Published in 42nd International Conference on Machine Learning, 2025

Neural networks capable of accurate, input-conditional uncertainty representation are essential for real-world AI systems. Deep ensembles of Gaussian networks have proven highly effective for continuous regression due to their ability to flexibly represent aleatoric uncertainty via unrestricted heteroscedastic variance, which in turn enables accurate epistemic uncertainty estimation. However, no analogous approach exists for count regression, despite many important applications. To address this gap, we propose the Deep Double Poisson Network (DDPN), a novel neural discrete count regression model that outputs the parameters of the Double Poisson distribution, enabling arbitrarily high or low predictive aleatoric uncertainty for count data and improving epistemic uncertainty estimation when ensembled. We formalize and prove that DDPN exhibits robust regression properties similar to heteroscedastic Gaussian models via learnable loss attenuation, and introduce a simple loss modification to control this behavior.

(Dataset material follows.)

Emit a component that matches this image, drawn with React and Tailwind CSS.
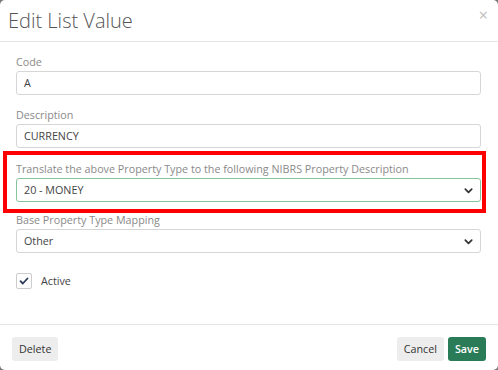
import React from 'react';

function Chevron() {
  return (
    <svg className="w-[11px] h-[11px] text-[#333]" viewBox="0 0 12 12" fill="none">
      <path d="M2.5 4.5l3.5 3.5 3.5-3.5" stroke="currentColor" strokeWidth="1.9" strokeLinecap="round" strokeLinejoin="round" />
    </svg>
  );
}

function Field({ label, children }) {
  return (
    <div>
      <div className="text-[10.75px] leading-[15px] text-[#8a8a8a] mb-[1px]">{label}</div>
      {children}
    </div>
  );
}

function TextInput({ value }) {
  return (
    <div className="h-[24px] border border-[#d6d6d6] rounded-[3px] px-[7px] flex items-center text-[10.75px] text-[#444]">
      {value}
    </div>
  );
}

function Select({ value, focused }) {
  return (
    <div
      className={`h-[24px] border rounded-[3px] pl-[7px] pr-[6px] flex items-center justify-between text-[10.75px] text-[#444] ${
        focused ? 'border-[#86c49d]' : 'border-[#d6d6d6]'
      }`}
    >
      <span>{value}</span>
      <Chevron />
    </div>
  );
}

export default function App() {
  return (
    <div className="w-[498px] h-[370px] bg-[#777] font-['Open_Sans',sans-serif]">
      <div className="w-full h-full bg-white rounded-[5px] flex flex-col overflow-hidden">
        <div className="h-[42px] border-b border-[#e5e5e5] flex items-center justify-between pl-[8px] pr-[10px] shrink-0">
          <h2 className="text-[20px] font-light text-[#555] leading-none mt-[1px]">Edit List Value</h2>
          <span className="text-[16px] text-[#bbb] leading-none -mt-[12px]">×</span>
        </div>

        <div className="flex-1 px-[16px] pt-[13px] pr-[17px]">
          <Field label="Code">
            <TextInput value="A" />
          </Field>
          <div className="mt-[13px]">
            <Field label="Description">
              <TextInput value="CURRENCY" />
            </Field>
          </div>
          <div className="mt-[3px] -ml-[13px] -mr-[5px] border-4 border-[#ff0000] pl-[9px] pr-[1px] pt-[7px] pb-[7px]">
            <Field label="Translate the above Property Type to the following NIBRS Property Description">
              <Select value="20 - MONEY" focused />
            </Field>
          </div>
          <Field label="Base Property Type Mapping">
            <Select value="Other" />
          </Field>
          <div className="mt-[20px] flex items-center gap-[9px]">
            <div className="w-[16px] h-[16px] border border-[#ccc] rounded-[2px] flex items-center justify-center">
              <svg className="w-[10px] h-[10px]" viewBox="0 0 10 10" fill="none">
                <path d="M1.5 5.2l2.3 2.3L8.5 2.5" stroke="#2b3a55" strokeWidth="1.8" strokeLinecap="round" strokeLinejoin="round" />
              </svg>
            </div>
            <span className="text-[10.75px] text-[#444]">Active</span>
          </div>
        </div>

        <div className="h-[46px] border-t border-[#e5e5e5] flex items-start justify-between px-[12px] pt-[12px] shrink-0">
          <button className="h-[24px] px-[7px] bg-[#ededed] rounded-[3px] text-[10.75px] text-[#333]">Delete</button>
          <div className="flex gap-[4px]">
            <button className="h-[24px] px-[7px] bg-[#ededed] rounded-[3px] text-[10.75px] text-[#333]">Cancel</button>
            <button className="h-[24px] px-[7px] bg-[#2a7b58] rounded-[3px] text-[10.75px] font-semibold text-white">Save</button>
          </div>
        </div>
      </div>
    </div>
  );
}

Experiments on diverse datasets demonstrate that DDPN outperforms current baselines in accuracy, calibration, and out-of-distribution detection, establishing a new state-of-the-art in deep count regression.

Recommended citation: Young, S., Jenkins, P., Da, L., Dotson, J., & Wei, H. (2025). "Fully Heteroscedastic Count Regression with Deep Double Poisson Networks." 42nd International Conference on Machine Learning.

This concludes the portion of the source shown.